▶ PROBLEM
Transcribe every line of the listing below without any deviation.

▶ SUPPLIED INFORMATION

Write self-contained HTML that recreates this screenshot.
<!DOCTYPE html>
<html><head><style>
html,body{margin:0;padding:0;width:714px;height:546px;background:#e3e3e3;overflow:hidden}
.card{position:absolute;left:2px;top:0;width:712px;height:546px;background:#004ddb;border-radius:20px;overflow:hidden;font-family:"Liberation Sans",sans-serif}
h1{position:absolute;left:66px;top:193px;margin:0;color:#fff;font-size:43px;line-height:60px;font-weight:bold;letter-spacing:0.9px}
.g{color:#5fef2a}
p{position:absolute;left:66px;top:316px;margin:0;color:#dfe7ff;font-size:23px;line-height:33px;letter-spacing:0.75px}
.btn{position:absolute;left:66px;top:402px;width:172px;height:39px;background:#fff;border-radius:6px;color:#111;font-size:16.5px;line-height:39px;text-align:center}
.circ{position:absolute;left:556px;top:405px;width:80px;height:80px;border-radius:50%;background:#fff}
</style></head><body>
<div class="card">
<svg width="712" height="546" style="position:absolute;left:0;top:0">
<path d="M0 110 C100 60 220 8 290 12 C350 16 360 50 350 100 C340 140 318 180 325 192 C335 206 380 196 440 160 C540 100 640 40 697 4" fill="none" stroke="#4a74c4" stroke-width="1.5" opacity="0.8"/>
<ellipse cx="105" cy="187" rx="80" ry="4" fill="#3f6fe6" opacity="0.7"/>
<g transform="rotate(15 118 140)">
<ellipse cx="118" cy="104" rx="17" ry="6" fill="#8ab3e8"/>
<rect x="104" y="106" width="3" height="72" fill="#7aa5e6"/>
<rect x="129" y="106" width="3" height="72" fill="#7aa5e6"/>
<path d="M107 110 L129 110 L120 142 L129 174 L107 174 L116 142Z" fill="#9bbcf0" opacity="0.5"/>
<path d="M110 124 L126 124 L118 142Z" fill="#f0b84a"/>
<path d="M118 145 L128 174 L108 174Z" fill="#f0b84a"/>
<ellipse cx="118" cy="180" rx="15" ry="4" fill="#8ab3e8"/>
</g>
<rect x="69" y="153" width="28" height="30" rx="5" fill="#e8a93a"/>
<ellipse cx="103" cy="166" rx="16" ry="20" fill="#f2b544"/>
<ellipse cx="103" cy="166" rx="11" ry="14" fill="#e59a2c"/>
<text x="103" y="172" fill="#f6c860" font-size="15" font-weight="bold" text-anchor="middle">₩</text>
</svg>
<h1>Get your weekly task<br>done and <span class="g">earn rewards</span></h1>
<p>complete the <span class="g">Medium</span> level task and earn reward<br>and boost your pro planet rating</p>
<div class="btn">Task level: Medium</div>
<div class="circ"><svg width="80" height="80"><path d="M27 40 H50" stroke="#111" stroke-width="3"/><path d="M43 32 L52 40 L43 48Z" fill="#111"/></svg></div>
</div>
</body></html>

▶ ANSWER TO THE PROBLEM
Write self-contained HTML that recreates this screenshot.
<!DOCTYPE html>
<html><head><style>
html,body{margin:0;padding:0;width:714px;height:546px;background:#e3e3e3;overflow:hidden}
.card{position:absolute;left:2px;top:0;width:712px;height:546px;background:#004ddb;border-radius:20px;overflow:hidden;font-family:"Liberation Sans",sans-serif}
h1{position:absolute;left:66px;top:193px;margin:0;color:#fff;font-size:43px;line-height:60px;font-weight:bold;letter-spacing:0.9px}
.g{color:#5fef2a}
p{position:absolute;left:66px;top:316px;margin:0;color:#dfe7ff;font-size:23px;line-height:33px;letter-spacing:0.75px}
.btn{position:absolute;left:66px;top:402px;width:172px;height:39px;background:#fff;border-radius:6px;color:#111;font-size:16.5px;line-height:39px;text-align:center}
.circ{position:absolute;left:556px;top:405px;width:80px;height:80px;border-radius:50%;background:#fff}
</style></head><body>
<div class="card">
<svg width="712" height="546" style="position:absolute;left:0;top:0">
<path d="M0 110 C100 60 220 8 290 12 C350 16 360 50 350 100 C340 140 318 180 325 192 C335 206 380 196 440 160 C540 100 640 40 697 4" fill="none" stroke="#4a74c4" stroke-width="1.5" opacity="0.8"/>
<ellipse cx="105" cy="187" rx="80" ry="4" fill="#3f6fe6" opacity="0.7"/>
<g transform="rotate(15 118 140)">
<ellipse cx="118" cy="104" rx="17" ry="6" fill="#8ab3e8"/>
<rect x="104" y="106" width="3" height="72" fill="#7aa5e6"/>
<rect x="129" y="106" width="3" height="72" fill="#7aa5e6"/>
<path d="M107 110 L129 110 L120 142 L129 174 L107 174 L116 142Z" fill="#9bbcf0" opacity="0.5"/>
<path d="M110 124 L126 124 L118 142Z" fill="#f0b84a"/>
<path d="M118 145 L128 174 L108 174Z" fill="#f0b84a"/>
<ellipse cx="118" cy="180" rx="15" ry="4" fill="#8ab3e8"/>
</g>
<rect x="69" y="153" width="28" height="30" rx="5" fill="#e8a93a"/>
<ellipse cx="103" cy="166" rx="16" ry="20" fill="#f2b544"/>
<ellipse cx="103" cy="166" rx="11" ry="14" fill="#e59a2c"/>
<text x="103" y="172" fill="#f6c860" font-size="15" font-weight="bold" text-anchor="middle">₩</text>
</svg>
<h1>Get your weekly task<br>done and <span class="g">earn rewards</span></h1>
<p>complete the <span class="g">Medium</span> level task and earn reward<br>and boost your pro planet rating</p>
<div class="btn">Task level: Medium</div>
<div class="circ"><svg width="80" height="80"><path d="M27 40 H50" stroke="#111" stroke-width="3"/><path d="M43 32 L52 40 L43 48Z" fill="#111"/></svg></div>
</div>
</body></html>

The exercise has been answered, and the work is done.